試験当日は、受験サイトにログインし、予約した試験開始時間予定の15分前からスタートできます。スタートボタンを押すとZoom会議が起動され、プロクターと呼ばれる(試験管)からの指示を待ちます。まず Zoomで全画面を共有して、カメラもオンにして、本人認証が行われます。名前を読み上げ、「受験サイトに登録した写真」及び「カメラに映った顔とパスポート等のID」を使って、プロクターが本人確認をします。

なお証明書類は、受験サイトの登録が英語表記のため、同様に英語表記で氏名と写真を証明できるパスポートを使うことをお薦めします。

本人認証が終わると、ブラウザーとZoom以外のPC上のプロセスが動作していないことを確認してもらいます。場合によっては、プロクターがPC画面からリモート操作してブラウザーとZoom以外は強制終了することもあります。Zoomの設定で、リモート操作を可能にしておくことが必要です。

同意書への署名とプロクターからの注意事項の説明が終わると、試験にすすみます。試験前の簡単なアンケートに答えると試験が始まり、試験時間のタイマーも開始されます。

回答が終わったら試験結果の送付ボタンを押して試験は完了します。Zoomは終了し、試験後の簡単なアンケートに答えれば、試験結果の表示ボタンがでてきます。結果はその場で画面上に表示され、メールで結果を自分のメールアドレスに送ることも可能です。

認定試験の結果

筆者を含むAEMの資格取得分科会メンバーの3名が、AEM認定試験を受け、全員が合格しました。筆者はビジネス業務従事者エキスパート認定試験、ほかの2名のエンジニアはサイト開発者認定試験のプロフェッショナルとエキスパートを受けました。

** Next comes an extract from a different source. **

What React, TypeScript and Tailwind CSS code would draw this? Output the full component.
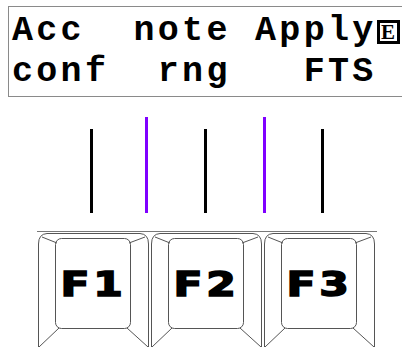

筆者は、目標だった70%以上の得点で合格できました。ただ、結果を表示するまで合格かどうかわからないほど、迷ってしまった解答もたくさんありました。また経験不足や知識不足を感じる問題もありましたので、今後の学習や実践での課題となりました。

イメージ:認定証

今後の認定試験にむけて

受験用のバウチャーを購入した際に、特典としてThe Adobe Digital Experience Certification Programから、申し込んだ試験と同じ種類のPilot試験を無料で受けられる案内が届きました。AEM資格取得分科会にとっても有効な体験だと思い、本番の認定試験の直後にPilot試験の受験も予約しました。実際にPilot 試験を受けて問題へのコメントなどを送りました。

Pilot試験なので解答のスコアはでませんでしたが、全49問、すべて過去問題にはなかった新しい問題でした。問題のレベルは同じ程度ですが、認定試験の問題は常に更新されていることを理解しました。どのような問題が出ても、70%以上の得点ができるだけの知識とスキルをつける必要があるとあらためて思いました。

以上、体験記となります。この記事が、AEMの資格取得分科会で合格をめざすメンバー、そしてAEM認定試験の受験を検討されている読者の皆様の参考となれば幸いです。